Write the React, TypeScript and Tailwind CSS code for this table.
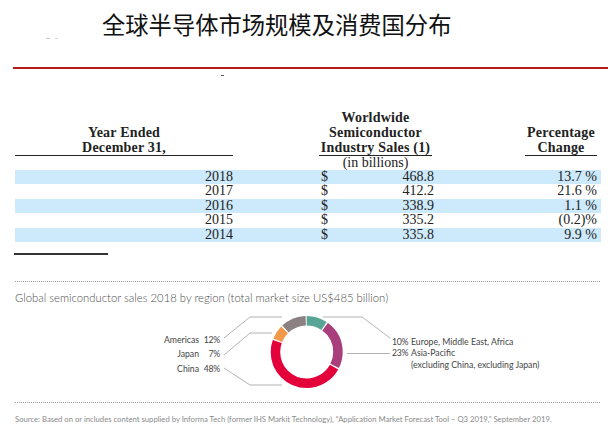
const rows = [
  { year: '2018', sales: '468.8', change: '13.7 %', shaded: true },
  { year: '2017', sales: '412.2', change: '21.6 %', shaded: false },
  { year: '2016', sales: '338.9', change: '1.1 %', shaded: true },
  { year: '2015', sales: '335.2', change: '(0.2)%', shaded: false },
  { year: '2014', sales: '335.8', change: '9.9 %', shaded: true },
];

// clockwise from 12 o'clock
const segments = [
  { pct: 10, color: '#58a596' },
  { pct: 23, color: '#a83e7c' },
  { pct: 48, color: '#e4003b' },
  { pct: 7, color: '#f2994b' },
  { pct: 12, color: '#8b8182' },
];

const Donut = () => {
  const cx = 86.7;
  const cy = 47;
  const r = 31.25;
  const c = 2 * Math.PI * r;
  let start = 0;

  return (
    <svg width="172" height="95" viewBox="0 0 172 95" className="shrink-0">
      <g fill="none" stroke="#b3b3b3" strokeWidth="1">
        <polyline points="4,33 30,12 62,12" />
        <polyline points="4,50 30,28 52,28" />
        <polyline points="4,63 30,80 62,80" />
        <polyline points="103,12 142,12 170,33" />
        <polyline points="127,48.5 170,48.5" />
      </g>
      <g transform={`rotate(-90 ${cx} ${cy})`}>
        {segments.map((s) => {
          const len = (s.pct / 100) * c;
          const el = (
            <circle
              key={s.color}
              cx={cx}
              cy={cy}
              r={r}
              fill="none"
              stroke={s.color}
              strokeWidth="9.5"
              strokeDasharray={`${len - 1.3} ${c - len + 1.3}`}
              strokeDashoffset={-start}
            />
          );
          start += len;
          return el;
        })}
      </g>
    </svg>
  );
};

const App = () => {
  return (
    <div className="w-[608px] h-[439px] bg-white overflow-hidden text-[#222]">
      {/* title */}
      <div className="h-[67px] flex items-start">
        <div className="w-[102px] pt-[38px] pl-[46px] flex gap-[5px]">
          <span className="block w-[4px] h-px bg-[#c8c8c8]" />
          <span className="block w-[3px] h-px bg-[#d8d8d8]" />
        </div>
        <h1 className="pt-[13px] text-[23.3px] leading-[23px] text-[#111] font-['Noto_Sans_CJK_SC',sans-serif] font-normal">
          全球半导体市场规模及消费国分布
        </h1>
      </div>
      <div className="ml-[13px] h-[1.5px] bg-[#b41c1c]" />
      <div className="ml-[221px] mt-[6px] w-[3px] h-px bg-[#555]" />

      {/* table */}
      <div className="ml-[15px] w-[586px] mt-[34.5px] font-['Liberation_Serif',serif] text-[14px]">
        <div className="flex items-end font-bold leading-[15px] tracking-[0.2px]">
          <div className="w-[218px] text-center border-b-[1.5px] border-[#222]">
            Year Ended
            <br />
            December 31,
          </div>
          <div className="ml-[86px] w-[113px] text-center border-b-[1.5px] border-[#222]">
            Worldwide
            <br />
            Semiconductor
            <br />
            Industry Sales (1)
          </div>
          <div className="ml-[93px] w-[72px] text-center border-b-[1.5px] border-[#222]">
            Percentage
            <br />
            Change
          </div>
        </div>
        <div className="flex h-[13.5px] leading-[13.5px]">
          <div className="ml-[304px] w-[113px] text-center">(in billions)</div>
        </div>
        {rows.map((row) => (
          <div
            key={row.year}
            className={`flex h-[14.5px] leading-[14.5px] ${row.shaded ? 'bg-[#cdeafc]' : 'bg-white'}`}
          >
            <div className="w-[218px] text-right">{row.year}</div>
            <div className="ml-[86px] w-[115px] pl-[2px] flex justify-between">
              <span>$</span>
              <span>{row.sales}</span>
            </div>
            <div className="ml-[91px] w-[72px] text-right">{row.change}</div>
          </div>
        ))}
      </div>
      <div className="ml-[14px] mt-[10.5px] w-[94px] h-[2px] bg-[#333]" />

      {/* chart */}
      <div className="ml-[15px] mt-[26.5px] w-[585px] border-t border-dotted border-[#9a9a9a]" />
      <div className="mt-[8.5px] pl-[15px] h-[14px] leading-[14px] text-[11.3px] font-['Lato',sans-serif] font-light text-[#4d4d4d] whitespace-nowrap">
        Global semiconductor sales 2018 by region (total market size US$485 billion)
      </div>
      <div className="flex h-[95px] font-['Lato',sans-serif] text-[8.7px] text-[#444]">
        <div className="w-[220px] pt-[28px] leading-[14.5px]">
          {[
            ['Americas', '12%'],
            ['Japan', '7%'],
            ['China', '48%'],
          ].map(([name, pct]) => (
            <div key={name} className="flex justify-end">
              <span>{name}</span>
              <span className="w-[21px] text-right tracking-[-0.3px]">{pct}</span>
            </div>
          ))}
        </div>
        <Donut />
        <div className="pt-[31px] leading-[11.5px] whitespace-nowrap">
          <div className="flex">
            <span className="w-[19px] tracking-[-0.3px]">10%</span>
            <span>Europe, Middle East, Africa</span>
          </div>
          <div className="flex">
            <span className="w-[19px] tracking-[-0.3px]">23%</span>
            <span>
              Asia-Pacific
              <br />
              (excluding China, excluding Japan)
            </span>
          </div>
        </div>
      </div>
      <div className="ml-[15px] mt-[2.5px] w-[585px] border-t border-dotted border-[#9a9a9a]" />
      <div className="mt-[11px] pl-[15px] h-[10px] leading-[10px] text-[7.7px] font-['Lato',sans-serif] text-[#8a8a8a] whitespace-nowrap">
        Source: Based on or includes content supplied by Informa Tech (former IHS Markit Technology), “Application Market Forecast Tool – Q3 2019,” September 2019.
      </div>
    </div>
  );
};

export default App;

...

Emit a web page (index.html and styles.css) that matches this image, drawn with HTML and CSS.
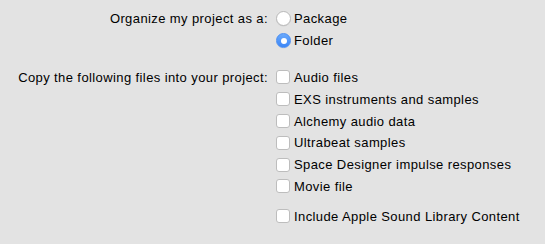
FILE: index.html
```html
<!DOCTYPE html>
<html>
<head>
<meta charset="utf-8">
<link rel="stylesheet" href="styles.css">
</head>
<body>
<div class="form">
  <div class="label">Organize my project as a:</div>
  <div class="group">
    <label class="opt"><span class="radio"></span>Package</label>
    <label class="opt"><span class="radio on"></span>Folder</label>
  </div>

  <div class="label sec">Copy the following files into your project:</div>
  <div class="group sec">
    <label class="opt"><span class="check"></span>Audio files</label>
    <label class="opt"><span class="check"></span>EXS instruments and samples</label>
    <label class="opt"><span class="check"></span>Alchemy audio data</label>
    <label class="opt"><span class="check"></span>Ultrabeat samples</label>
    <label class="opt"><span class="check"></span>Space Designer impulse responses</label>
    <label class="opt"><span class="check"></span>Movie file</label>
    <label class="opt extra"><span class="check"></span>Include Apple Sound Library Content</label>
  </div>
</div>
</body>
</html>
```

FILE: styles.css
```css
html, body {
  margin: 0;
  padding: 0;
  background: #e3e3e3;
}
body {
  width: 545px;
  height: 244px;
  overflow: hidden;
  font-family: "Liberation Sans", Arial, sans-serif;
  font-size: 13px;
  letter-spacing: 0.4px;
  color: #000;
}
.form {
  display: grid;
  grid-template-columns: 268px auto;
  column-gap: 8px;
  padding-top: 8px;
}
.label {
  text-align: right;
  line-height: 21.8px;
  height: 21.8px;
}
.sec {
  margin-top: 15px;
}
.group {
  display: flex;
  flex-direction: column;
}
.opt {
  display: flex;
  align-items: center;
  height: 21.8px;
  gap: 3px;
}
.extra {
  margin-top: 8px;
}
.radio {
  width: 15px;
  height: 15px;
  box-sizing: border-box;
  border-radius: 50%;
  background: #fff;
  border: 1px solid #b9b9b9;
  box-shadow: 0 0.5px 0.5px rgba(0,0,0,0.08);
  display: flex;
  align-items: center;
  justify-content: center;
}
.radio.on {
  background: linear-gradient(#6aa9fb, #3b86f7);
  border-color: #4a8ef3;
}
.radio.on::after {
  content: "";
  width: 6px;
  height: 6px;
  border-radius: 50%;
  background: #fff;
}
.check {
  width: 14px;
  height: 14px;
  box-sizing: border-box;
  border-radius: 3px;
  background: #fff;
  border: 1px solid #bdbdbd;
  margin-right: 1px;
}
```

*EXERCISE:*
Collect, from the material above, every line containing the word "this".

*SOLUTION BELOW:*
Write the React, TypeScript and Tailwind CSS code for this table.
Emit a web page (index.html and styles.css) that matches this image, drawn with HTML and CSS.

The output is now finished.